Tatiana claims to not have any feelings towards Obama one way or another; the finger was aimed at the camera crew while she didn’t realize she was still on.

Initially, REN TV declined comments on the blooper, while trying to pull the videos of it from popular websites. Only two days ago, Komsomolskaya Pravda reported that her network wasn’t going to punish Tatiana, who had already been shaken up enough. But that changed today with the announcement of Tatiana Limanova being fired.

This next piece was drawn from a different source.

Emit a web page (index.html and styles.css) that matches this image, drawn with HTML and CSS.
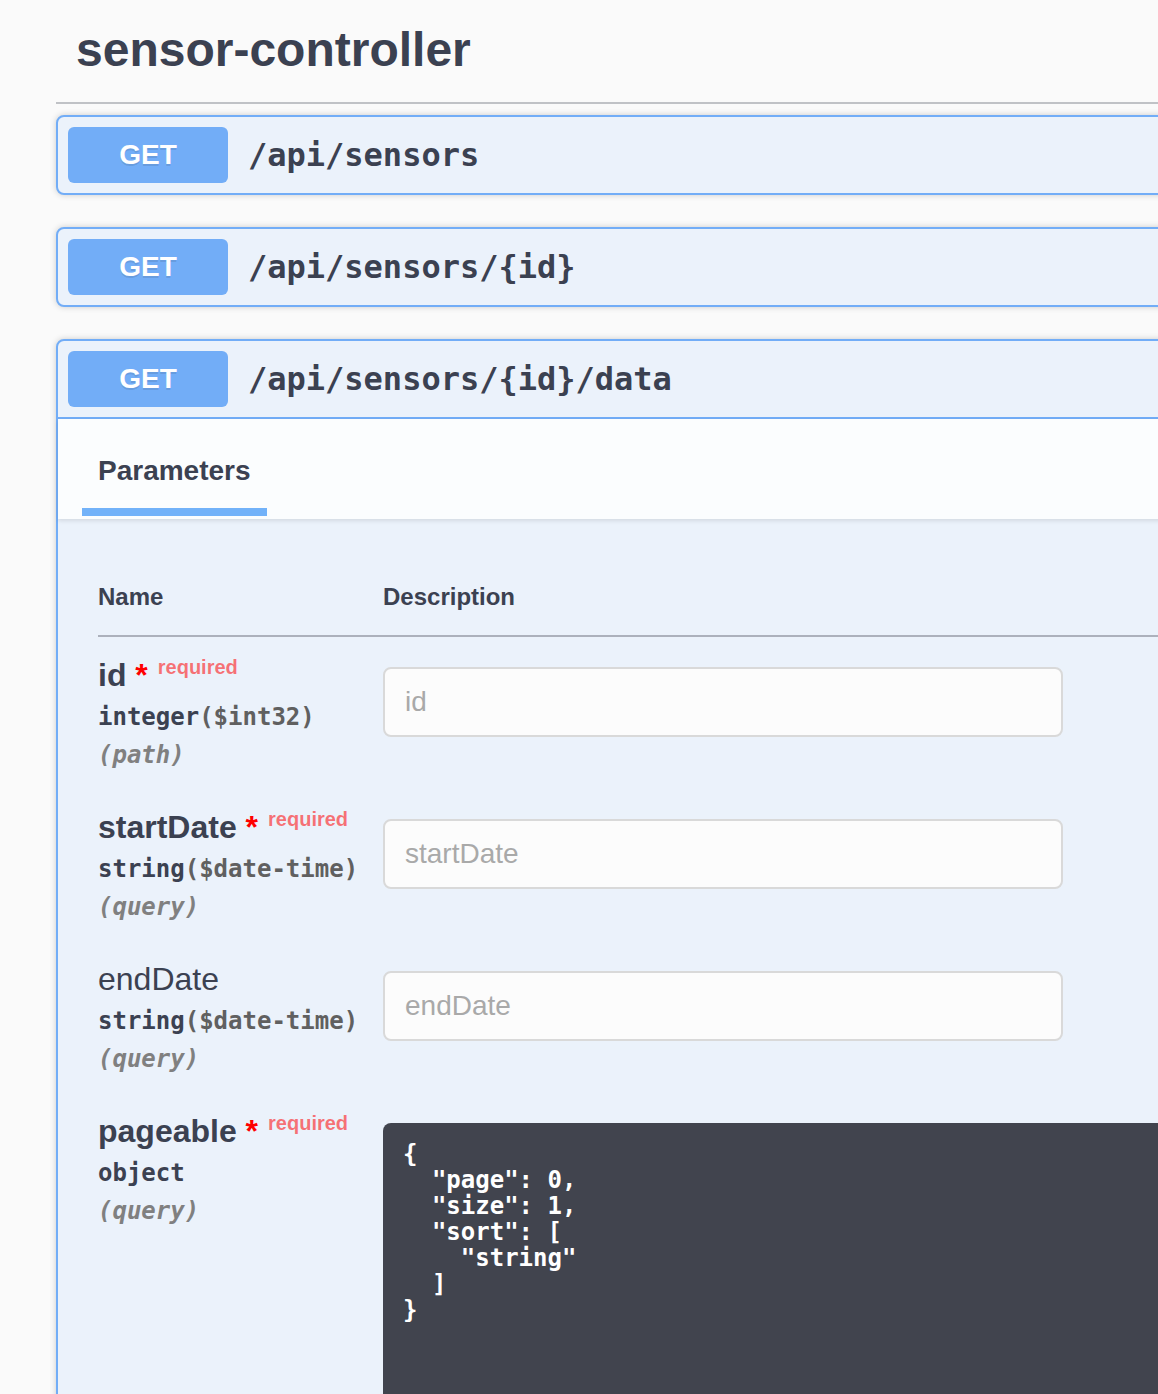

Apparently the world’s desire to see Obama being flipped off by a Russian TV anchorwoman had made it too big an issue for the network to handle without attempting damage control – and so it overreacted.

Consistent with the Russians’ lack of distinction between the government and the people, many headlines in today’s Russian media covering this story contain words “insult to the West.” Apparently the Russians are misreading America’s reaction just as much as the Americans misread the anchorwoman’s gesture.

Herein lies an important lesson: a random silly gesture minus cultural and linguistic context, multiplied by wishful thinking on both sides, can result in a serious international “overcharge.”

Fortunately, Americans aren’t prone to taking to the streets to riot and break things due to a perceived insult. So let’s be grateful that the newscaster’s finger went up as she pronounced “Barack Obama” and not some other random combination of words that might sound like, let’s say, “Prophet Mohammed.” That turn of events would have been much scarier, accompanied by serious material damage and loss of life — as has happened before in some other similar cases.